REQUEST = Your task is to output the listing word for word, with pictures excluded.

DATA SECTION =
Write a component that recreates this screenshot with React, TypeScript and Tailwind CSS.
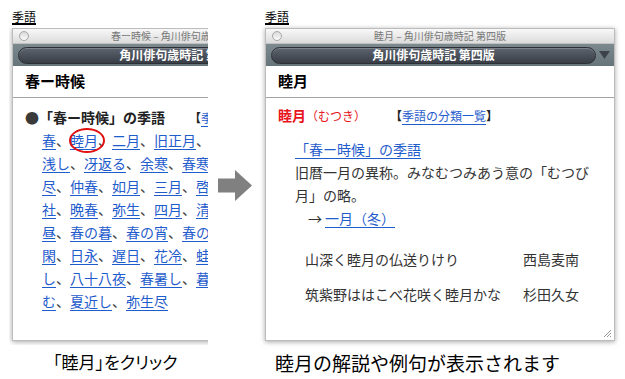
import type { ReactNode } from "react";

const kigoLines = [
  "春、睦月、二月、旧正月、立春、早春、春",
  "浅し、冴返る、余寒、春寒、遅春、二月",
  "尽、仲春、如月、三月、啓蟄、彼岸、春",
  "社、晩春、弥生、四月、清明、春日、春",
  "昼、春の暮、春の宵、春の夜、暖か、長",
  "閑、日永、遅日、花冷、蛙の目借時、遅",
  "し、八十八夜、春暑し、暮の春、春惜し",
  "む、夏近し、弥生尽",
];

const reigaku = [
  { ku: "山深く睦月の仏送りけり", author: "西島麦南" },
  { ku: "筑紫野ははこべ花咲く睦月かな", author: "杉田久女" },
];

const linkCls = "text-[#1f5ccc] underline decoration-1 underline-offset-[3px]";

const MacWindow = ({ title, header, children }: { title: string; header: string; children: ReactNode }) => {
  return (
    <div className="w-[350px] h-[313px] flex flex-col bg-white border border-[#bcbcbc] shadow-[0_1px_5px_rgba(0,0,0,0.35)]">
      {/* title bar */}
      <div className="h-[15px] flex items-center border-b border-[#c2c2c2] bg-gradient-to-b from-[#f8f8f8] to-[#dcdcdc]">
        <span className="ml-[6px] w-[10px] h-[10px] rounded-full border border-[#a8a8a8] bg-gradient-to-b from-[#d9d9d9] to-[#fbfbfb]" />
        <span className="flex-1 text-center text-[10px] leading-none text-[#777]">{title}</span>
        <span className="w-[16px]" />
      </div>
      {/* toolbar */}
      <div className="h-[22px] flex items-center gap-[3px] pl-[5px] pr-[4px] bg-gradient-to-b from-[#7c898e] to-[#66757a]">
        <div className="flex-1 h-[17px] rounded-full border border-[#2c3036] bg-gradient-to-b from-[#5d646e] to-[#393e47] shadow-[inset_0_1px_0_rgba(255,255,255,0.2)] flex items-center justify-center">
          <span className="text-[12px] leading-none font-bold text-white">角川俳句歳時記 第四版</span>
        </div>
        <svg width="11" height="8" viewBox="0 0 11 8">
          <polygon points="0,0 11,0 5.5,8" fill="#3e4349" />
        </svg>
      </div>
      {/* header */}
      <div className="h-[32px] flex items-center px-[12px] border-b border-[#a3a3a3] text-[15px] font-bold text-black">
        {header}
      </div>
      <div className="flex-1 flex flex-col">{children}</div>
    </div>
  );
};

const KigoLine = ({ line, row }: { line: string; row: number }) => {
  const parts = line.split("、");
  return (
    <div className="whitespace-nowrap">
      {parts.map((p, i) => (
        <span key={i}>
          {row === 0 && p === "睦月" ? (
            <span className="relative">
              <span className={linkCls}>{p}</span>
              <span className="absolute left-[-1px] top-[-2px] w-[36px] h-[25px] rounded-[50%] border-[2.5px] border-[#e01010]" />
            </span>
          ) : (
            <span className={linkCls}>{p}</span>
          )}
          {i < parts.length - 1 && <span className="text-[#444]">、</span>}
        </span>
      ))}
    </div>
  );
};

const KigoLabel = () => (
  <div className="h-[28px] pt-[10px] flex items-start">
    <span className="text-[12px] leading-[13px] text-black border-b-2 border-black">季語</span>
  </div>
);

export default function App() {
  return (
    <div className="w-[625px] h-[379px] bg-white overflow-hidden flex font-['Noto_Sans_CJK_JP','Noto_Sans',sans-serif] text-[#333]">
      {/* left: before click */}
      <div className="w-[208px] pl-[9px] flex flex-col">
        <div className="pl-[3px]">
          <KigoLabel />
        </div>
        <div className="w-[199px] pl-[3px] pb-[4px] overflow-hidden">
          <MacWindow title="春ー時候 – 角川俳句歳時記 第四版" header="春ー時候">
            <div className="pl-[12px] pt-[8px] text-[14px] leading-[23px]">
              <div className="flex whitespace-nowrap">
                <span className="text-[#3a3a3a]">●</span>
                <span className="font-bold text-[#222]">「春ー時候」の季語</span>
                <span className="ml-[24px] text-[12px]">
                  <span className="font-bold text-[#222]">【</span>
                  <span className={linkCls}>季語の分類一覧</span>】
                </span>
              </div>
              <div className="pl-[17px]">
                {kigoLines.map((l, i) => (
                  <KigoLine key={i} line={l} row={i} />
                ))}
              </div>
            </div>
          </MacWindow>
        </div>
        <div className="mt-[7px] ml-[44px] text-[17px] leading-[20px] text-black [font-feature-settings:'palt']">
          「睦月」をクリック
        </div>
      </div>

      {/* arrow */}
      <div className="w-[57px] pt-[170px] pl-[10px]">
        <svg width="34" height="31" viewBox="0 0 34 31">
          <polygon points="0,8.5 17,8.5 17,0 34,15.5 17,31 17,22.5 0,22.5" fill="#808080" />
        </svg>
      </div>

      {/* right: after click */}
      <div className="w-[360px] flex flex-col">
        <KigoLabel />
        <div className="pb-[4px]">
          <MacWindow title="睦月 – 角川俳句歳時記 第四版" header="睦月">
            <div className="pl-[12px] pt-[6px] text-[14px] leading-[23px] flex-1 flex flex-col">
              <div className="flex items-baseline whitespace-nowrap">
                <span className="font-bold text-[#e8141c]">睦月</span>
                <span className="text-[12px] text-[#e8141c]">（むつき）</span>
                <span className="ml-[24px] text-[12px] text-[#222]">
                  <span className="font-bold">【</span>
                  <span className={linkCls}>季語の分類一覧</span>
                  <span className="font-bold">】</span>
                </span>
              </div>
              <div className="mt-[11px] pl-[17px] w-[317px]">
                <div>
                  <span className={linkCls}>「春ー時候」の季語</span>
                </div>
                <p>旧暦一月の異称。みなむつみあう意の「むつび月」の略。</p>
                <div className="pl-[13px]">
                  →<span className={`ml-[3px] ${linkCls}`}>一月（冬）</span>
                </div>
              </div>
              <div className="mt-[18px] pl-[27px] flex flex-col gap-[12px]">
                {reigaku.map((r) => (
                  <div key={r.author} className="grid grid-cols-[218px_1fr] text-[#333]">
                    <span>{r.ku}</span>
                    <span>{r.author}</span>
                  </div>
                ))}
              </div>
              <div className="mt-auto self-end mr-[2px] mb-[2px]">
                <svg width="9" height="9" viewBox="0 0 9 9">
                  <path d="M8 1 L1 8 M8 4 L4 8 M8 7 L7 8" stroke="#9a9a9a" strokeWidth="1" />
                </svg>
              </div>
            </div>
          </MacWindow>
        </div>
        <div className="mt-[7px] ml-[10px] text-[19px] leading-[22px] text-black">
          睦月の解説や例句が表示されます
        </div>
      </div>
    </div>
  );
}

RESULT BELOW =
Write a component that recreates this screenshot with React, TypeScript and Tailwind CSS.
import type { ReactNode } from "react";

const kigoLines = [
  "春、睦月、二月、旧正月、立春、早春、春",
  "浅し、冴返る、余寒、春寒、遅春、二月",
  "尽、仲春、如月、三月、啓蟄、彼岸、春",
  "社、晩春、弥生、四月、清明、春日、春",
  "昼、春の暮、春の宵、春の夜、暖か、長",
  "閑、日永、遅日、花冷、蛙の目借時、遅",
  "し、八十八夜、春暑し、暮の春、春惜し",
  "む、夏近し、弥生尽",
];

const reigaku = [
  { ku: "山深く睦月の仏送りけり", author: "西島麦南" },
  { ku: "筑紫野ははこべ花咲く睦月かな", author: "杉田久女" },
];

const linkCls = "text-[#1f5ccc] underline decoration-1 underline-offset-[3px]";

const MacWindow = ({ title, header, children }: { title: string; header: string; children: ReactNode }) => {
  return (
    <div className="w-[350px] h-[313px] flex flex-col bg-white border border-[#bcbcbc] shadow-[0_1px_5px_rgba(0,0,0,0.35)]">
      {/* title bar */}
      <div className="h-[15px] flex items-center border-b border-[#c2c2c2] bg-gradient-to-b from-[#f8f8f8] to-[#dcdcdc]">
        <span className="ml-[6px] w-[10px] h-[10px] rounded-full border border-[#a8a8a8] bg-gradient-to-b from-[#d9d9d9] to-[#fbfbfb]" />
        <span className="flex-1 text-center text-[10px] leading-none text-[#777]">{title}</span>
        <span className="w-[16px]" />
      </div>
      {/* toolbar */}
      <div className="h-[22px] flex items-center gap-[3px] pl-[5px] pr-[4px] bg-gradient-to-b from-[#7c898e] to-[#66757a]">
        <div className="flex-1 h-[17px] rounded-full border border-[#2c3036] bg-gradient-to-b from-[#5d646e] to-[#393e47] shadow-[inset_0_1px_0_rgba(255,255,255,0.2)] flex items-center justify-center">
          <span className="text-[12px] leading-none font-bold text-white">角川俳句歳時記 第四版</span>
        </div>
        <svg width="11" height="8" viewBox="0 0 11 8">
          <polygon points="0,0 11,0 5.5,8" fill="#3e4349" />
        </svg>
      </div>
      {/* header */}
      <div className="h-[32px] flex items-center px-[12px] border-b border-[#a3a3a3] text-[15px] font-bold text-black">
        {header}
      </div>
      <div className="flex-1 flex flex-col">{children}</div>
    </div>
  );
};

const KigoLine = ({ line, row }: { line: string; row: number }) => {
  const parts = line.split("、");
  return (
    <div className="whitespace-nowrap">
      {parts.map((p, i) => (
        <span key={i}>
          {row === 0 && p === "睦月" ? (
            <span className="relative">
              <span className={linkCls}>{p}</span>
              <span className="absolute left-[-1px] top-[-2px] w-[36px] h-[25px] rounded-[50%] border-[2.5px] border-[#e01010]" />
            </span>
          ) : (
            <span className={linkCls}>{p}</span>
          )}
          {i < parts.length - 1 && <span className="text-[#444]">、</span>}
        </span>
      ))}
    </div>
  );
};

const KigoLabel = () => (
  <div className="h-[28px] pt-[10px] flex items-start">
    <span className="text-[12px] leading-[13px] text-black border-b-2 border-black">季語</span>
  </div>
);

export default function App() {
  return (
    <div className="w-[625px] h-[379px] bg-white overflow-hidden flex font-['Noto_Sans_CJK_JP','Noto_Sans',sans-serif] text-[#333]">
      {/* left: before click */}
      <div className="w-[208px] pl-[9px] flex flex-col">
        <div className="pl-[3px]">
          <KigoLabel />
        </div>
        <div className="w-[199px] pl-[3px] pb-[4px] overflow-hidden">
          <MacWindow title="春ー時候 – 角川俳句歳時記 第四版" header="春ー時候">
            <div className="pl-[12px] pt-[8px] text-[14px] leading-[23px]">
              <div className="flex whitespace-nowrap">
                <span className="text-[#3a3a3a]">●</span>
                <span className="font-bold text-[#222]">「春ー時候」の季語</span>
                <span className="ml-[24px] text-[12px]">
                  <span className="font-bold text-[#222]">【</span>
                  <span className={linkCls}>季語の分類一覧</span>】
                </span>
              </div>
              <div className="pl-[17px]">
                {kigoLines.map((l, i) => (
                  <KigoLine key={i} line={l} row={i} />
                ))}
              </div>
            </div>
          </MacWindow>
        </div>
        <div className="mt-[7px] ml-[44px] text-[17px] leading-[20px] text-black [font-feature-settings:'palt']">
          「睦月」をクリック
        </div>
      </div>

      {/* arrow */}
      <div className="w-[57px] pt-[170px] pl-[10px]">
        <svg width="34" height="31" viewBox="0 0 34 31">
          <polygon points="0,8.5 17,8.5 17,0 34,15.5 17,31 17,22.5 0,22.5" fill="#808080" />
        </svg>
      </div>

      {/* right: after click */}
      <div className="w-[360px] flex flex-col">
        <KigoLabel />
        <div className="pb-[4px]">
          <MacWindow title="睦月 – 角川俳句歳時記 第四版" header="睦月">
            <div className="pl-[12px] pt-[6px] text-[14px] leading-[23px] flex-1 flex flex-col">
              <div className="flex items-baseline whitespace-nowrap">
                <span className="font-bold text-[#e8141c]">睦月</span>
                <span className="text-[12px] text-[#e8141c]">（むつき）</span>
                <span className="ml-[24px] text-[12px] text-[#222]">
                  <span className="font-bold">【</span>
                  <span className={linkCls}>季語の分類一覧</span>
                  <span className="font-bold">】</span>
                </span>
              </div>
              <div className="mt-[11px] pl-[17px] w-[317px]">
                <div>
                  <span className={linkCls}>「春ー時候」の季語</span>
                </div>
                <p>旧暦一月の異称。みなむつみあう意の「むつび月」の略。</p>
                <div className="pl-[13px]">
                  →<span className={`ml-[3px] ${linkCls}`}>一月（冬）</span>
                </div>
              </div>
              <div className="mt-[18px] pl-[27px] flex flex-col gap-[12px]">
                {reigaku.map((r) => (
                  <div key={r.author} className="grid grid-cols-[218px_1fr] text-[#333]">
                    <span>{r.ku}</span>
                    <span>{r.author}</span>
                  </div>
                ))}
              </div>
              <div className="mt-auto self-end mr-[2px] mb-[2px]">
                <svg width="9" height="9" viewBox="0 0 9 9">
                  <path d="M8 1 L1 8 M8 4 L4 8 M8 7 L7 8" stroke="#9a9a9a" strokeWidth="1" />
                </svg>
              </div>
            </div>
          </MacWindow>
        </div>
        <div className="mt-[7px] ml-[10px] text-[19px] leading-[22px] text-black">
          睦月の解説や例句が表示されます
        </div>
      </div>
    </div>
  );
}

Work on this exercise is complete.